While few of India's rape victims are willing to speak out publicly due to the stigma involved as well as laws banning public naming of victims, a new feature available through Snapchat is providing them with a way of telling their stories without being identified. Though the face-masking filter that allows users to conceal their faces behind a variety of bizarre masks was originally intended as a goofy alternative to regular messaging, a Hindu journalist has recently started using the filters when interviewing victims of sexual assault. According to 27-year-old Yusuf Omar, a journalist and editor at the Hindustan Times, the filters have become a valuable tool for investigative journalism.
"Mobile journalism has given us access to places that we would never have had before and has allowed us to tell stories in a far more discrete and intimate manner," Omar said in a recent interview. "Nobody who has experienced that kind of horror wants to have a big boom mix and huge lights and a camera waving in their face. It has to be far more subtle." His Snapchat coverage of victim's stories has been reported by media outlets around the world. Not only do the filters allow the stories to be told, but the victims have become visible in a way that has never been possible for them previously.
"Broadcasters have been blurring out faces, using silhouettes, and I just feel like you lose so much information. Facial expressions are critical when trying to understand. For the first time, we got to see somebody whose identity was hidden, but eyes were visible. You could see the drop of the jaw, the expressions on her forehead. It's so much more intimate for a viewer trying to relate to the story."
While he hopes that Snapchat eventually provides the option for users to develop their own filters rather than relying on the ones provided, Omar reports that rape victims feel empowered by being able to conceal their identities. This has developed a bond of trust that makes them more confident in telling their stories. Also, through choosing their own filters and deciding for themselves how much of their faces to conceal, they assume the role of narrators rather than as victims being interviewed by a journalist.

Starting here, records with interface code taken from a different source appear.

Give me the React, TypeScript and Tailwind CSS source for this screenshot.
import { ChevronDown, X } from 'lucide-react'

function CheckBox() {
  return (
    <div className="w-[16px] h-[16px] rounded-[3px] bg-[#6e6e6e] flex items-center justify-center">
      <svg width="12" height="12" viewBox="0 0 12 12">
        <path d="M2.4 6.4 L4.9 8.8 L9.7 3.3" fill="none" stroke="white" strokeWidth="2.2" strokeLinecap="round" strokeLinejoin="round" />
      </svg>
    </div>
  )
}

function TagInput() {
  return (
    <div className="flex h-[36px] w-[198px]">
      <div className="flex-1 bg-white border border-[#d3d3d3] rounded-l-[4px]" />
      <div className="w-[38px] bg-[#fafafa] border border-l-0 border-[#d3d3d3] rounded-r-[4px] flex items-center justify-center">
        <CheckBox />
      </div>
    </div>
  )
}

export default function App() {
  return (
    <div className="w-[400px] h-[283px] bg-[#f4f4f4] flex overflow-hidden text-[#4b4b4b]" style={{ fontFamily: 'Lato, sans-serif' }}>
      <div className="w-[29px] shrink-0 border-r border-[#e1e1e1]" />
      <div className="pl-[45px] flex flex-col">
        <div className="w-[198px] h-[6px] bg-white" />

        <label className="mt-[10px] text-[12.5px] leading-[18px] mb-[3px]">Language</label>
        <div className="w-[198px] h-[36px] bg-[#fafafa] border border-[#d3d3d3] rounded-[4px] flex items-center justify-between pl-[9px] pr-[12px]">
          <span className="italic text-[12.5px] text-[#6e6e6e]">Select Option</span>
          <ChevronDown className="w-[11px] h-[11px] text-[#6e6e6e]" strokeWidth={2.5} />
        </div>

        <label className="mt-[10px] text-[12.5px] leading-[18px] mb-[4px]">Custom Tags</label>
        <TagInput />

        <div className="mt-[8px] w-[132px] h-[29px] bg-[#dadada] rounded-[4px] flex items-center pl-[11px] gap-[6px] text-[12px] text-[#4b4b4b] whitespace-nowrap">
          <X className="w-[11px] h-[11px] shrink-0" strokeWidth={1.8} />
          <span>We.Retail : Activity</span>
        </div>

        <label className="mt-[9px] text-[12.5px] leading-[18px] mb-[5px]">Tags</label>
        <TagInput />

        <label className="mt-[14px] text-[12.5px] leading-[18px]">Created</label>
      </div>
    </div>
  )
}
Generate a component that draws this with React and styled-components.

"They flicked until they found a filter that they thought best covered their faces," said Omar. "That made them feel empowered – it made them feel part of narrative. They were telling their own story. Even more so in the way they directed their attention at that camera. This was a selfie; they were holding the phone. I didn't even press the record button, I walked away. This was them looking at themselves in the eye and telling the most horrific story they could possibly recount."